Why? A researcher on the 2015 study told the Hechinger Report’s Jill Barshay that other factors in college admissions decisions—like extracurricular activities and advanced coursework—tend to privilege the same students who score high on tests. The more recent study noted that the same is often true of subjective criteria like letters of recommendation. That suggests that even if an institution goes so far as to bar admissions officers from considering test scores, as the massive University of California system has done, student bodies are unlikely to become significantly more diverse.

Tests could help colleges diversify, but that would require a different kind of test—plus a rethinking of much of the K-12 curriculum and of standard approaches to teaching. The roots of this problem run deep.

 
The Iowa regents have voted to make the SAT and ACT optional at all 3 state universities (Iowa, Iowa State, and University of Northern Iowa).

[Excerpts]

The Iowa Board of Regents unanimously voted on Wednesday to make the ACT and SAT optional in the state.

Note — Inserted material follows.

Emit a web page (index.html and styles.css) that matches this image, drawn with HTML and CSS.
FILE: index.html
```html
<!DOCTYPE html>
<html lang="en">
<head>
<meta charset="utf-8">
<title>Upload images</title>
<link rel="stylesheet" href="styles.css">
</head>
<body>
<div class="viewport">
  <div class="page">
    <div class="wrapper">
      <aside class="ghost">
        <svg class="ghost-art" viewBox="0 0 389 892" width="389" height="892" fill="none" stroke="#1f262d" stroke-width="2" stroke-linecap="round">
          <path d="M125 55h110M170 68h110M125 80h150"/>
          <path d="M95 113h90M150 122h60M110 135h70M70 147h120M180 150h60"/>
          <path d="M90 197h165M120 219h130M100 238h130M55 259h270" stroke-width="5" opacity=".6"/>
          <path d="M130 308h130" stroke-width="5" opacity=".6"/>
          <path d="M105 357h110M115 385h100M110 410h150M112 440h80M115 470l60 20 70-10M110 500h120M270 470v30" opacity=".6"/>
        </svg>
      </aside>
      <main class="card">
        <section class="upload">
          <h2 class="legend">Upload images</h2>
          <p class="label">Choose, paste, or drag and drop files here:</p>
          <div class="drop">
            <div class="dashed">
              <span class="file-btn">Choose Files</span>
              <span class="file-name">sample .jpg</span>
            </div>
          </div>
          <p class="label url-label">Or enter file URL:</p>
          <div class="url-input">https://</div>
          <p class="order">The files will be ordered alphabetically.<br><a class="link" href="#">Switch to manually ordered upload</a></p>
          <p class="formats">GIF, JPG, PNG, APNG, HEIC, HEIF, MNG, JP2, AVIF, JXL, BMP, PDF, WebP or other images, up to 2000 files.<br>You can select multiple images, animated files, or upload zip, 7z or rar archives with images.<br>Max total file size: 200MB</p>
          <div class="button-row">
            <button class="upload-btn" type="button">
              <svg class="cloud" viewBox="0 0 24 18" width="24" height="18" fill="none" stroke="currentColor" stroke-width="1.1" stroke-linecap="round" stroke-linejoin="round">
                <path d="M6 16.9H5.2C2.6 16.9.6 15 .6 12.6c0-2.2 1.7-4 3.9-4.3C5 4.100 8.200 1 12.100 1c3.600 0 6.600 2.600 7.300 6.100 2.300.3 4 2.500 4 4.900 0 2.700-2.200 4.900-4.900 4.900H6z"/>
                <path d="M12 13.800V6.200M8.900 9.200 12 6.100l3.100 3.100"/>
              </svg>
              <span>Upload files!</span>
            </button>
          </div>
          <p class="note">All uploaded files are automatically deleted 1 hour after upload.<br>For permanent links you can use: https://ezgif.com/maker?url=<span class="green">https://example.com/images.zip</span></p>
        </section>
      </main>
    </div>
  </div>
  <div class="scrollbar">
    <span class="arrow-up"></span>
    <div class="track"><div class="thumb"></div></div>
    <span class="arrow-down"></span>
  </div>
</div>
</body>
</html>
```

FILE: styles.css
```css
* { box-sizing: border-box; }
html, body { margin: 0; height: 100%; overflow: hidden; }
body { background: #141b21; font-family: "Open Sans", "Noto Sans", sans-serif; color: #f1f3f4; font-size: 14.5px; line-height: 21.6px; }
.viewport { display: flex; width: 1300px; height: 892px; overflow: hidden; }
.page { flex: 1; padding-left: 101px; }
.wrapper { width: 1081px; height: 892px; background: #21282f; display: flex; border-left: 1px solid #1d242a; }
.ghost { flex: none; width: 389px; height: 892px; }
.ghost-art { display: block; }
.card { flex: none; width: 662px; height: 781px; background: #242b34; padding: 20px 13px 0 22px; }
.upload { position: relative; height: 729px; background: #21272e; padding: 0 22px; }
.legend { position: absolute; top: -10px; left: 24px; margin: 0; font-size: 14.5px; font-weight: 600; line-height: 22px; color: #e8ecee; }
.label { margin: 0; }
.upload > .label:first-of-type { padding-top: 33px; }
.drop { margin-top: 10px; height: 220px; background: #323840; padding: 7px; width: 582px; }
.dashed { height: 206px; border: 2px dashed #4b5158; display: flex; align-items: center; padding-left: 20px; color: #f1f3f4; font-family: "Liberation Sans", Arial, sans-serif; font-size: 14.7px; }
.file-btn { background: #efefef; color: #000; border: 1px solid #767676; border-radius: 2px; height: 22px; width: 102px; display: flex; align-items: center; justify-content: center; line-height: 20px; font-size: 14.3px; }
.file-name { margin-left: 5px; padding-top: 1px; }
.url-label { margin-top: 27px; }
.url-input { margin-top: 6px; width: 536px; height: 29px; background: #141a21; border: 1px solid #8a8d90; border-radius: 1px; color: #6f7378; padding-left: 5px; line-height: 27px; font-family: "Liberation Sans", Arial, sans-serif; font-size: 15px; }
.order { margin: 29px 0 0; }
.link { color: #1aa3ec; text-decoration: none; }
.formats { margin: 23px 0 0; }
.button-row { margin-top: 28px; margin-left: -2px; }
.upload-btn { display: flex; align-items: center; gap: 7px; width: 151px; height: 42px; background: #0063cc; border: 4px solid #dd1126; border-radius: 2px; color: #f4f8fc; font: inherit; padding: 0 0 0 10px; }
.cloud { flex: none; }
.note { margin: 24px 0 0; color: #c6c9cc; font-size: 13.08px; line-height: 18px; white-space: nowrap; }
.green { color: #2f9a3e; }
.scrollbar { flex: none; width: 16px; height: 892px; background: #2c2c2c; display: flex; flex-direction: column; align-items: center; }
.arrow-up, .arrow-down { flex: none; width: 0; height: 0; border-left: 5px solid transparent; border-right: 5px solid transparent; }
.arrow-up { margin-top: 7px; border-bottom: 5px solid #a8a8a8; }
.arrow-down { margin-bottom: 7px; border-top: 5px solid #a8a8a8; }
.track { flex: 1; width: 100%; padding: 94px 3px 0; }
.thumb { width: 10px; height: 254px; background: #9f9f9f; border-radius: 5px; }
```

The tests first became optional due to the pandemic, but that change will now be permanent after the board's decision. Students applying to Iowa's three public universities, University of Northern Iowa, University of Iowa, and Iowa State University, will no longer be required to take one of the standardized tests.

"The goal of this request that's before you is to enable an alternative pathway that will really just give the admissions offices flexibility to make admissions decisions in the absence of an ACT or SAT score," BOR Chief Academic Officer Rachael Boon said to the board.

The universities will still use the Regent Admission Index, which combines a student's high school GPA and core college prep courses with an ACT score. Boon says that will continue to be the primary pathway for automatic admissions of Iowa residents, but that an alternative pathway will now be available to make decisions without the scores.

Boon said that the BOR's Admissions Study Team found that the ACT tests have "some value in predicting your GPA, but ultimately had a limited relationship to the likelihood of graduation." The BOR also had discussions with several high schools across the state about the change.

Nationally, many universities have decided to make these tests optional, and board members agreed that following this trend keeps them competitive. Boon said that the decision isn't about devaluing the ACT, but more about recognizing the different options for admissions.